-- start of Recorded data --
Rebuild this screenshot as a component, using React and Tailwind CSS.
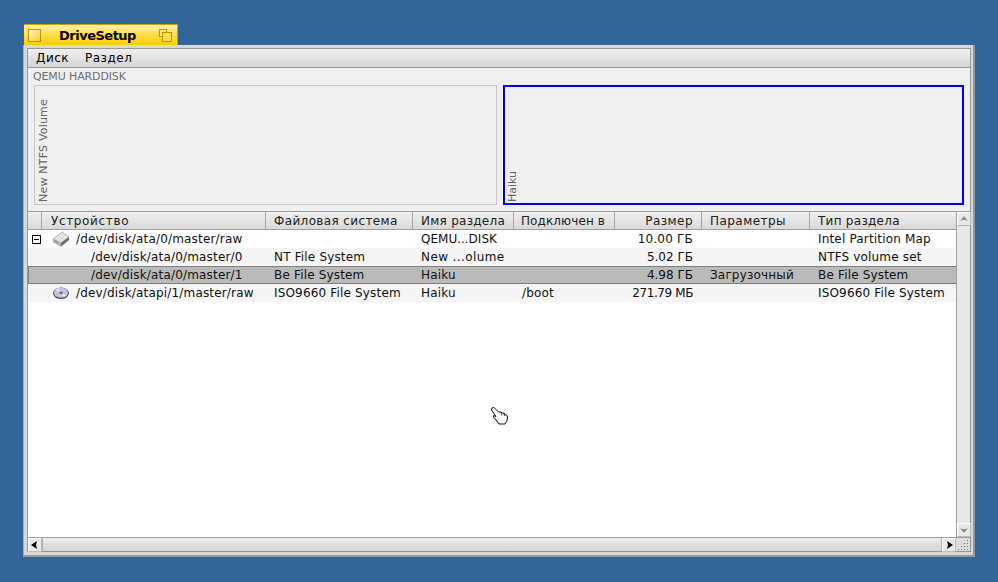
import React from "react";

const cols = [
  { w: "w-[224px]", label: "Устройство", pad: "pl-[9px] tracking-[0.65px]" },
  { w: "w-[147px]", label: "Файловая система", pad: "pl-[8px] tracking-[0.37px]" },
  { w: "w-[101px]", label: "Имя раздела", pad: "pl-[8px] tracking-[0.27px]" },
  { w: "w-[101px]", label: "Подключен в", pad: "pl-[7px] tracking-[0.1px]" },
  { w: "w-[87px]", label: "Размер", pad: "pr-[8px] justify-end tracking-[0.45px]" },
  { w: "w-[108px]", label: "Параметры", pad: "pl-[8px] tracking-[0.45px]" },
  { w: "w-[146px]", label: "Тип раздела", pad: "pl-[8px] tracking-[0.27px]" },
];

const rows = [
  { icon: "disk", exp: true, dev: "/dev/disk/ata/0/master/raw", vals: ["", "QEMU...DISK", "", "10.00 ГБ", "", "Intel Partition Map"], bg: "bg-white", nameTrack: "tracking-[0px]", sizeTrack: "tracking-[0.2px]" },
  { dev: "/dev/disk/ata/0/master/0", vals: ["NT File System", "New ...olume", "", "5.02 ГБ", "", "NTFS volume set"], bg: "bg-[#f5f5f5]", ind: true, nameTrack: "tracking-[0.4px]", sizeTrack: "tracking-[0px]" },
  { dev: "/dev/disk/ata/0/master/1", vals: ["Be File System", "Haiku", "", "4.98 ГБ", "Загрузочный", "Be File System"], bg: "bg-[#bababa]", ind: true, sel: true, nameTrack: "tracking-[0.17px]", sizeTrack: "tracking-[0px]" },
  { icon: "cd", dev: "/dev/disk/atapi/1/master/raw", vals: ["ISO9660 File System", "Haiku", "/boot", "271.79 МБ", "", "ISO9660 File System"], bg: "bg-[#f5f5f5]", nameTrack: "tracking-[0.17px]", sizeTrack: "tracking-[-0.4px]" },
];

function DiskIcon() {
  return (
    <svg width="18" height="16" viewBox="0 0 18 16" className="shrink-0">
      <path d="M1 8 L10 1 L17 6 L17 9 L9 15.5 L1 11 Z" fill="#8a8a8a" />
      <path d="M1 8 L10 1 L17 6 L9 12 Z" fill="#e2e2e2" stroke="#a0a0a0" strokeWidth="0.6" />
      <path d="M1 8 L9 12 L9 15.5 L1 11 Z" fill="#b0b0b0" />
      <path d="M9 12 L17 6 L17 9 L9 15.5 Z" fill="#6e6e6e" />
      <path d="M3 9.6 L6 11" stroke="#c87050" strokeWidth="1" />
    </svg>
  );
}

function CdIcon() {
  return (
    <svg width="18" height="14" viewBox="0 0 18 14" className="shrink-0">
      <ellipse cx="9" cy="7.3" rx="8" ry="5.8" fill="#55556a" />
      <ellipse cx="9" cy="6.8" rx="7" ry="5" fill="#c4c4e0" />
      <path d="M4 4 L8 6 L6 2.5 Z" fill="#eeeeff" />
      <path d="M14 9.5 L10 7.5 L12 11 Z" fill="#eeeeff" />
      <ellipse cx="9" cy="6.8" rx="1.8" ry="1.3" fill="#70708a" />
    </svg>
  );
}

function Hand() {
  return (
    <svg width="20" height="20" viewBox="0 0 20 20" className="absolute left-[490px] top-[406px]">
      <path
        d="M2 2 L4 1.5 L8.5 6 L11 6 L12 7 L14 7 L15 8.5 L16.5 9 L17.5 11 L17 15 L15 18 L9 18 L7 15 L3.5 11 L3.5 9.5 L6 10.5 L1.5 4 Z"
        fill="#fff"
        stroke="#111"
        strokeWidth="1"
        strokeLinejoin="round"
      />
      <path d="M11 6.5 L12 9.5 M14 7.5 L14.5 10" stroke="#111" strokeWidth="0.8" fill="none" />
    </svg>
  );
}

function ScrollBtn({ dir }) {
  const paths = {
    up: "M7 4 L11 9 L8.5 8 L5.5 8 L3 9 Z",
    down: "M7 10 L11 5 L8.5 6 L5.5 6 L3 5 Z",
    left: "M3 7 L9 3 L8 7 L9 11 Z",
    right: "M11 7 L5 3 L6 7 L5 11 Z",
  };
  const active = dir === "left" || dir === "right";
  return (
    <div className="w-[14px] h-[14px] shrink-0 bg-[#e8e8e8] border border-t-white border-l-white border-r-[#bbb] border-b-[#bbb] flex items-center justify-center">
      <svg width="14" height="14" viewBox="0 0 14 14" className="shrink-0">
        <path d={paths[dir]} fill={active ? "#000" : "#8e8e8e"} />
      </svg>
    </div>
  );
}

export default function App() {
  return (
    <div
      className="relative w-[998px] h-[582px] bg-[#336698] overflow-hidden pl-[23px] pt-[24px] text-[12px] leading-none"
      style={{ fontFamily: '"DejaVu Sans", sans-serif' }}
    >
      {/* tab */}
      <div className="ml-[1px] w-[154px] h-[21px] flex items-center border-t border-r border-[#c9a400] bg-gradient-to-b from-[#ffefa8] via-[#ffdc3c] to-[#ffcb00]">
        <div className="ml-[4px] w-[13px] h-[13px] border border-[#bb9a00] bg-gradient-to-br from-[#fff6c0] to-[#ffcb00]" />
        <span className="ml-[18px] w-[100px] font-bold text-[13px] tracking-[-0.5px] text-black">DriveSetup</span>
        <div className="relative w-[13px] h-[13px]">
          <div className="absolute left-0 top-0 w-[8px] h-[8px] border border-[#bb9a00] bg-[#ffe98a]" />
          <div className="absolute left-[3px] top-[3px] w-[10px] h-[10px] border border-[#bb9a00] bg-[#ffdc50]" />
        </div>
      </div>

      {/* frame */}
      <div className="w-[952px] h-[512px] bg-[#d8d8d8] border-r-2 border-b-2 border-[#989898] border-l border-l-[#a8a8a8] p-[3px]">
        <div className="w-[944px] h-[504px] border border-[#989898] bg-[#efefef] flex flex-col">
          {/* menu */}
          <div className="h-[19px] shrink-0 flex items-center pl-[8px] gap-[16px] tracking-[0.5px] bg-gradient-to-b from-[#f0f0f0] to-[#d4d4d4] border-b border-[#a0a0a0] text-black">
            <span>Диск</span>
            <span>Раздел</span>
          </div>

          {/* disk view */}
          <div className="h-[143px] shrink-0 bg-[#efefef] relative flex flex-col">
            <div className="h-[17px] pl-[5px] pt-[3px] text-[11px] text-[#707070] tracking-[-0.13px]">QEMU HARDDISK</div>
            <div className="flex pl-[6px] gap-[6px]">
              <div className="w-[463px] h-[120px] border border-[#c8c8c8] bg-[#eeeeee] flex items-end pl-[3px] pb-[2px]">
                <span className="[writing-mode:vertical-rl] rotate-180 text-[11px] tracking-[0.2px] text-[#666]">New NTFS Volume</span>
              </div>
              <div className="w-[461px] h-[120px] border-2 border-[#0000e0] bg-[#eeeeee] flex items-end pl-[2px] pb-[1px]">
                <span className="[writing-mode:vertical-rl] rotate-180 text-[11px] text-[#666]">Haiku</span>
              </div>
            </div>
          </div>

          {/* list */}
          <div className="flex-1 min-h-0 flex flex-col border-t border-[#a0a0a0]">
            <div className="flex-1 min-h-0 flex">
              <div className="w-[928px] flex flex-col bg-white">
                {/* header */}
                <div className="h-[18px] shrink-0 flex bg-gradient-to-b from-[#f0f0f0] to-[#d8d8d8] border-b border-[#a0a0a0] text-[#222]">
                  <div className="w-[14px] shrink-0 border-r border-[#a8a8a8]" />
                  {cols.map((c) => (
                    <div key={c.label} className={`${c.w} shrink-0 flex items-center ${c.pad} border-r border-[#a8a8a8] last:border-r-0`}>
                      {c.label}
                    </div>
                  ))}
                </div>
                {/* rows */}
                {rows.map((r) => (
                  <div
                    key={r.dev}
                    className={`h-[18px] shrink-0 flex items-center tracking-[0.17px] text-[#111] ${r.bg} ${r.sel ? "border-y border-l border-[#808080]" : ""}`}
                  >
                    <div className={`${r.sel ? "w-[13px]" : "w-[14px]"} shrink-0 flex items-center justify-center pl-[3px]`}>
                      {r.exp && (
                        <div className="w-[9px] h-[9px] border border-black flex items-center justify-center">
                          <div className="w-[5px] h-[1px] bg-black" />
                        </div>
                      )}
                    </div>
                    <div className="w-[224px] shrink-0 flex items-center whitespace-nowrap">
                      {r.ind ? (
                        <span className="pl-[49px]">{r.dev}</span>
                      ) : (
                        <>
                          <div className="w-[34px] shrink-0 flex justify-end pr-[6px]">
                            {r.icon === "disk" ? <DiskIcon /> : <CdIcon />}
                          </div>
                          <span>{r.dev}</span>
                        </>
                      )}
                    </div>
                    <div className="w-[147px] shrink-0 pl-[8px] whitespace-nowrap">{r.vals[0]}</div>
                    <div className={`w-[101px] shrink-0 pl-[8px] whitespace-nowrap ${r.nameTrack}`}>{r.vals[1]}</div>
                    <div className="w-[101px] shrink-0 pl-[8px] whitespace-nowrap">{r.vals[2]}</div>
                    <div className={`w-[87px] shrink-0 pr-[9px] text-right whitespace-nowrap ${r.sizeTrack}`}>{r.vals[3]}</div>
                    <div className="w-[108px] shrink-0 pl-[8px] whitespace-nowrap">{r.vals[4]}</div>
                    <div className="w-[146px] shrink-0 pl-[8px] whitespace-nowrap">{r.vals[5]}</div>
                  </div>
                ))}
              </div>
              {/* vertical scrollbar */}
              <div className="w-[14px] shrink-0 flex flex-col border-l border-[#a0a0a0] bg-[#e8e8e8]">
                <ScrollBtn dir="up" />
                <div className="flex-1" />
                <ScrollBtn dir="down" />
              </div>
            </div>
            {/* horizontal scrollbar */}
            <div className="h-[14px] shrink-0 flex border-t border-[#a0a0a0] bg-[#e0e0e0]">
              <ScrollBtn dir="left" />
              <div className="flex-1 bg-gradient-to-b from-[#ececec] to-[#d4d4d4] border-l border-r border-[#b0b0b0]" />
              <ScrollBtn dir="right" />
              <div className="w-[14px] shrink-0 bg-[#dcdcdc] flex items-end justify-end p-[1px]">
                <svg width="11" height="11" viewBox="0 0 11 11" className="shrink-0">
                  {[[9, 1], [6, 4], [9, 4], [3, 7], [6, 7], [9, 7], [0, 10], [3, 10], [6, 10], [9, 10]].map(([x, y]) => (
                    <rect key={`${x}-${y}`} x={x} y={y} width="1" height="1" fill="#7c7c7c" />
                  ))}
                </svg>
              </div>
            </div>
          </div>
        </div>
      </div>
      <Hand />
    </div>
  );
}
-- end of Recorded data --
## [To do]
Tally the lines of the material above that contain the word "React" and report the total alone.

## [Task result]
2